WHAT NEEDS TO BE DONE: Gather up all lines that carry the word "index".
[Start SOURCE EXCERPT]
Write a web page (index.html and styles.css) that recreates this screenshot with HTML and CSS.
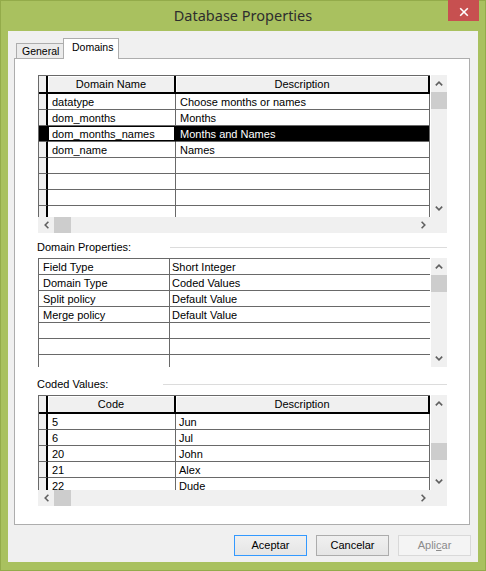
FILE: index.html
```html
<!DOCTYPE html>
<html>
<head>
<meta charset="utf-8">
<title>Database Properties</title>
<link rel="stylesheet" href="styles.css">
</head>
<body>
<div class="window">
  <div class="titlebar">
    <div></div>
    <div class="title">Database Properties</div>
    <div class="caption">
      <div class="close">
        <svg width="10" height="10" viewBox="0 0 10 10"><path d="M1.2 1.2 L8.8 8.8 M8.8 1.2 L1.2 8.8" stroke="#fff" stroke-width="1.6" fill="none"/></svg>
      </div>
    </div>
  </div>
  <div class="client">
    <div class="tabs">
      <div class="tab">General</div>
      <div class="tab tab-active">Domains</div>
    </div>
    <div class="page">
      <div class="block">
        <div class="block-main">
          <div class="grid grid-top">
            <div class="row row-head"><div class="sel sel-head"></div><div class="head">Domain Name</div><div class="head last">Description</div></div>
            <div class="row"><div class="sel"></div><div class="cell">datatype</div><div class="cell last">Choose months or names</div></div>
            <div class="row"><div class="sel"></div><div class="cell">dom_months</div><div class="cell last">Months</div></div>
            <div class="row row-selected"><div class="sel"></div><div class="cell focus">dom_months_names</div><div class="cell last">Months and Names</div></div>
            <div class="row"><div class="sel"></div><div class="cell">dom_name</div><div class="cell last">Names</div></div>
            <div class="row"><div class="sel"></div><div class="cell"></div><div class="cell last"></div></div>
            <div class="row"><div class="sel"></div><div class="cell"></div><div class="cell last"></div></div>
            <div class="row"><div class="sel"></div><div class="cell"></div><div class="cell last"></div></div>
            <div class="row"><div class="sel"></div><div class="cell"></div><div class="cell last"></div></div>
          </div>
          <div class="vscroll">
            <div class="sbtn"><svg width="8" height="5" viewBox="0 0 8 5"><polyline points="0.8,4.4 4,1.2 7.2,4.4" fill="none" stroke="#606060" stroke-width="1.6"/></svg></div>
            <div class="thumb"></div>
            <div class="track"></div>
            <div class="sbtn"><svg width="8" height="5" viewBox="0 0 8 5"><polyline points="0.8,0.6 4,3.8 7.2,0.6" fill="none" stroke="#606060" stroke-width="1.6"/></svg></div>
          </div>
        </div>
        <div class="hscroll">
          <div class="hbtn"><svg width="5" height="8" viewBox="0 0 5 8"><polyline points="4.4,0.8 1.2,4 4.4,7.2" fill="none" stroke="#606060" stroke-width="1.6"/></svg></div>
          <div class="hthumb"></div>
          <div class="track"></div>
          <div class="hbtn"><svg width="5" height="8" viewBox="0 0 5 8"><polyline points="0.6,0.8 3.8,4 0.6,7.2" fill="none" stroke="#606060" stroke-width="1.6"/></svg></div>
          <div class="corner"></div>
        </div>
      </div>

      <div class="section section-props"><span class="section-label">Domain Properties:</span><span class="etch"></span></div>

      <div class="block block-props">
        <div class="block-main">
          <div class="grid grid-props">
            <div class="prow"><div class="cell">Field Type</div><div class="cell c2">Short Integer</div></div>
            <div class="prow"><div class="cell">Domain Type</div><div class="cell c2">Coded Values</div></div>
            <div class="prow"><div class="cell">Split policy</div><div class="cell c2">Default Value</div></div>
            <div class="prow"><div class="cell">Merge policy</div><div class="cell c2">Default Value</div></div>
            <div class="prow"><div class="cell"></div><div class="cell c2"></div></div>
            <div class="prow"><div class="cell"></div><div class="cell c2"></div></div>
            <div class="prow"><div class="cell"></div><div class="cell c2"></div></div>
          </div>
          <div class="vscroll">
            <div class="sbtn"><svg width="8" height="5" viewBox="0 0 8 5"><polyline points="0.8,4.4 4,1.2 7.2,4.4" fill="none" stroke="#606060" stroke-width="1.6"/></svg></div>
            <div class="thumb"></div>
            <div class="track"></div>
            <div class="sbtn"><svg width="8" height="5" viewBox="0 0 8 5"><polyline points="0.8,0.6 4,3.8 7.2,0.6" fill="none" stroke="#606060" stroke-width="1.6"/></svg></div>
          </div>
        </div>
      </div>

      <div class="section section-coded"><span class="section-label">Coded Values:</span><span class="etch"></span></div>

      <div class="block block-coded">
        <div class="block-main">
          <div class="grid grid-coded">
            <div class="row row-head"><div class="sel sel-head"></div><div class="head">Code</div><div class="head last">Description</div></div>
            <div class="row"><div class="sel"></div><div class="cell">5</div><div class="cell last">Jun</div></div>
            <div class="row"><div class="sel"></div><div class="cell">6</div><div class="cell last">Jul</div></div>
            <div class="row"><div class="sel"></div><div class="cell">20</div><div class="cell last">John</div></div>
            <div class="row"><div class="sel"></div><div class="cell">21</div><div class="cell last">Alex</div></div>
            <div class="row"><div class="sel"></div><div class="cell">22</div><div class="cell last">Dude</div></div>
          </div>
          <div class="vscroll">
            <div class="sbtn"><svg width="8" height="5" viewBox="0 0 8 5"><polyline points="0.8,4.4 4,1.2 7.2,4.4" fill="none" stroke="#606060" stroke-width="1.6"/></svg></div>
            <div class="track track-before"></div>
            <div class="thumb"></div>
            <div class="track"></div>
            <div class="sbtn"><svg width="8" height="5" viewBox="0 0 8 5"><polyline points="0.8,0.6 4,3.8 7.2,0.6" fill="none" stroke="#606060" stroke-width="1.6"/></svg></div>
          </div>
        </div>
        <div class="hscroll">
          <div class="hbtn"><svg width="5" height="8" viewBox="0 0 5 8"><polyline points="4.4,0.8 1.2,4 4.4,7.2" fill="none" stroke="#606060" stroke-width="1.6"/></svg></div>
          <div class="hthumb"></div>
          <div class="track"></div>
          <div class="hbtn"><svg width="5" height="8" viewBox="0 0 5 8"><polyline points="0.6,0.8 3.8,4 0.6,7.2" fill="none" stroke="#606060" stroke-width="1.6"/></svg></div>
          <div class="corner"></div>
        </div>
      </div>
    </div>
    <div class="buttons">
      <div class="btn btn-default">Aceptar</div>
      <div class="btn">Cancelar</div>
      <div class="btn btn-disabled">Apli<u>c</u>ar</div>
    </div>
  </div>
</div>
</body>
</html>
```

FILE: styles.css
```css
* { box-sizing: border-box; }
html, body { margin: 0; padding: 0; }
body { background: #a9c15f; font-family: "Liberation Sans", Arial, sans-serif; font-size: 11px; color: #000; }

.window {
  width: 486px; height: 571px;
  background: #a9c15f;
  border: 1px solid #93ab4a;
  display: flex; flex-direction: column;
}

.titlebar {
  height: 30px;
  display: grid;
  grid-template-columns: 1fr auto 1fr;
  align-items: start;
}
.title {
  font-family: "Noto Sans", "Open Sans", sans-serif;
  font-size: 14.5px;
  color: #2e2e2e;
  line-height: 20px;
  padding-top: 4px;
  white-space: nowrap;
}
.caption { display: flex; justify-content: flex-end; padding-right: 6px; }
.close {
  margin-top: -1px;
  width: 31px; height: 21px;
  background: #c75050;
  display: flex; align-items: center; justify-content: center;
  padding-top: 2px;
}

.client {
  margin: 0 7px 8px 7px;
  height: 531px;
  background: #f0f0f0;
  padding: 7px 7px 0 6px;
  display: flex; flex-direction: column;
}

.tabs {
  height: 20px;
  display: flex; align-items: flex-end;
  padding-left: 2px;
  position: relative; z-index: 1;
}
.tab {
  height: 15px;
  padding: 0 6px 0 5px;
  border: 1px solid #adadad; border-bottom: none;
  background: #ebebeb;
  font-size: 10.5px;
  line-height: 15px;
  width: 49px;
}
.tab-active {
  height: 21px;
  margin-bottom: -1px;
  margin-left: -2px;
  width: 56px;
  background: #fff;
  padding: 0 0 0 8px;
  line-height: 17px;
}

.page {
  width: 456px; height: 467px;
  border: 1px solid #adadad;
  background: #fff;
  padding: 16px 0 0 23px;
  display: flex; flex-direction: column;
}

.block { display: flex; flex-direction: column; }
.block-main { display: flex; }

.grid {
  width: 392px;
  height: 142px;
  overflow: hidden;
  border-left: 1px solid #696969;
  border-top: 1px solid #696969;
  margin-right: 1px;
}
.grid-props { height: 109px; }
.grid-coded { height: 95px; }

.row {
  display: grid;
  grid-template-columns: 9px 128px 254px;
  height: 16px;
}
.row-head { height: 18px; }
.sel {
  background: #f0f0f0;
  border-right: 2px solid #000;
  border-bottom: 1px solid #696969;
}
.sel-head { border-bottom: 2px solid #000; }
.head {
  background: #f0f0f0;
  border-right: 2px solid #000;
  border-bottom: 2px solid #000;
  box-shadow: inset 1px 1px 0 #fff;
  text-align: center;
  padding-top: 1px;
  line-height: 15px;
  white-space: nowrap;
}
.cell {
  border-right: 1px solid #696969;
  border-bottom: 1px solid #696969;
  padding-left: 4px;
  padding-top: 1px;
  line-height: 14px;
  white-space: nowrap;
  overflow: hidden;
}
.grid-coded .cell.last { padding-left: 3px; }
.row-selected .sel { background: #000; }
.row-selected .focus { box-shadow: inset 0 0 0 1px #000; border-right-color: #000; }
.row-selected .last { background: #000; color: #fff; }

.prow {
  display: grid;
  grid-template-columns: 131px 260px;
  height: 16px;
}
.prow .c2 { border-right: none; padding-left: 2px; }

.vscroll {
  width: 16px;
  background: #f0f0f0;
  display: flex; flex-direction: column;
}
.sbtn { height: 17px; display: flex; align-items: center; justify-content: center; }
.thumb { height: 17px; background: #cdcdcd; }
.track { flex: 1; }
.track-before { flex: 0 0 31px; }

.hscroll {
  width: 409px; height: 16px;
  background: #f0f0f0;
  display: flex;
}
.hbtn { width: 16px; display: flex; align-items: center; justify-content: center; }
.hthumb { width: 17px; background: #cdcdcd; }
.corner { width: 16px; }

.section {
  display: grid;
  align-items: center;
  margin-left: -1px;
  height: 14px;
  width: 410px;
}
.section-props { margin-top: 7px; margin-bottom: 4px; grid-template-columns: 133px 1fr; }
.section-coded { margin-top: 10px; margin-bottom: 4px; grid-template-columns: 126px 1fr; }
.section-label { white-space: nowrap; line-height: 14px; }
.etch { height: 1px; background: #dcdcdc; }

.buttons {
  margin-top: 10px;
  display: flex; justify-content: flex-end; gap: 9px;
}
.btn {
  width: 73px; height: 21px;
  border: 1px solid #acacac;
  background: linear-gradient(#f0f0f0, #e5e5e5);
  text-align: center;
  line-height: 19px;
}
.btn-default { border-color: #3399ff; }
.btn-disabled { border-color: #d9d9d9; background: #f4f4f4; color: #8b8b8b; }
.btn-disabled u { text-underline-offset: 1px; }
```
[End SOURCE EXCERPT]
TASK ANSWER:
Write a web page (index.html and styles.css) that recreates this screenshot with HTML and CSS.
FILE: index.html
  position: relative; z-index: 1;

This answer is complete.